Meu artigo de opinião publicado hoje no "Diário as Beiras":
“A amizade é como os títulos honoríficos: quanto mais velha, mais preciosa” (Johann Goethe).
“A amizade é como os títulos honoríficos: quanto mais velha, mais preciosa” (Johann Goethe).
Sempre que me recordo do Museu Álvaro de Castro, actualmente Museu
de História Natural de Moçambique, de centenária tradição, “porque o passado não reconhece o seu lugar, está sempre presente”

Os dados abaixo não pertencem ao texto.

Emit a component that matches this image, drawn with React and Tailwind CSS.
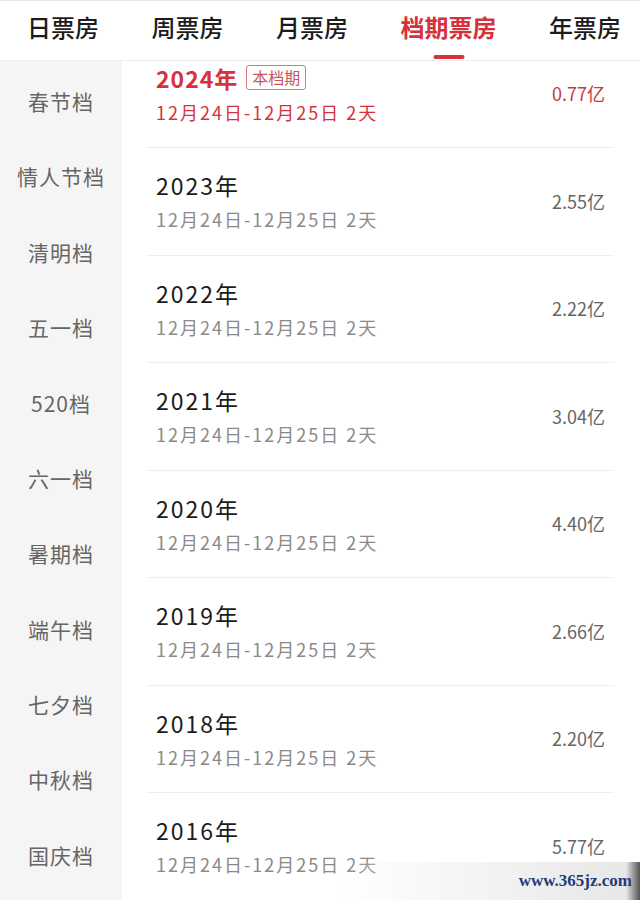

(Mário Quintana, poeta e jornalista brasileiro) renasce em mim a saudade da
minha vivência na costa oriental
africana aguçada pela lembrança de uma grande e duradoura amizade que prevalece
para além da morte de Augusto Cabral.
Augusto Cabral, na então Metrópole, frequentou
diversos cursos sem os completar (dos que me recordo o INEF e o Conservatório
Nacional de Música). O primeiro serviu-lhe para dar aulas de Educação Física,
na Escola Mouzinho de Albuquerque onde fomos colegas; o segundo para ser pianista na “boîte”
do Hotel Girassol. No desporto foi tenista de competição em
Lourenço Marques e boxeur amador no Lisboa Ginásio Clube. Homem de vários
ofícios e hobbies que se distinguiu, na arte de bem escrever (refiro, por exemplo, o festejado livro científico:
“Borboletas de Moçambique”, prefaciado
por Mia Couto”), na pintura e escultura, seu exercício profissional que lhe
dava o sustento principal foi a gerência
da Casa da Sorte.
Depois de
25 de Abril, regressei a Portugal tendo ele permanecido em Maputo onde se viria
a formar em Biologia, sendo docente universitário e director do Museu de
História Natural. Reencontramo-nos,
passados anos, em Maputo, aquando da realização do "V Congresso de
Educação Física Ciências do Desporto dos Países de Língua Portuguesa"
(1997). Esse reencontro merece ser contado:
Estando os congressistas hospedados no Hotel Cardoso,
que fica em frente do supracitado museu, atravessei a rua e disse, sem me
identificar, a quem me atendeu querer
falar com o director. Respondeu-me o funcionário não ser possível por “o senhor
director” ter agendada uma reunião para
daí a pouco. Insisti, dizendo-lhe que era um amigo de Portugal que o desejava
cumprimentar. Tanto insisti que ele recebeu ordens para me deixar entrar desde
que a minha presença fosse rápida.
Quando entrei no seu gabinete, na penumbra que
apenas deixava divisar silhuetas, e lhe
falei, disse-me: “Meu grande malandro, não sabias teres-te anunciado pelo
nome?” Retorqui: “Quis fazer-te uma surpresa”. Uma muito e grata surpresa, acrescentou ele! E aí permanecemos a recordar
velhos e saudosos tempos ficando a dita reunião para segundo plano!
Aquando do regresso dos congressistas a Lisboa,
agendada para as 21 horas, fomos avisados que a partida tinha sido adiada para
as duas horas da manhã do dia seguinte. Augusto Cabral, a essa hora, estava à
minha espera para se despedir de mim, desde as 21 horas pré-anunciadas.
Nunca mais nos vimos, tendo ele falecido em 2016
em Maputo. Mas em mim permanece a sua imagem e a sua amizade que fez com que
aguentasse estoicamente no aeroporto por mim quatro horas, numa altura em que essa aerogare não primava por instalações confortáveis.
São amizades raras como esta que nos fazem
acreditar num mundo melhor e mais fraterno que políticas de cariz oposto não conseguem destruir ou, sequer, molestar!
E se como, escreveu o nosso imortal Vate, lá onde quer que estejas
“memória desta vida se consente”, recebe um abraço, “ex- corde”, Augusto, meu Amigo, meu Irmão sem qualquer parentesco de laço de sangue! Repousa em Paz!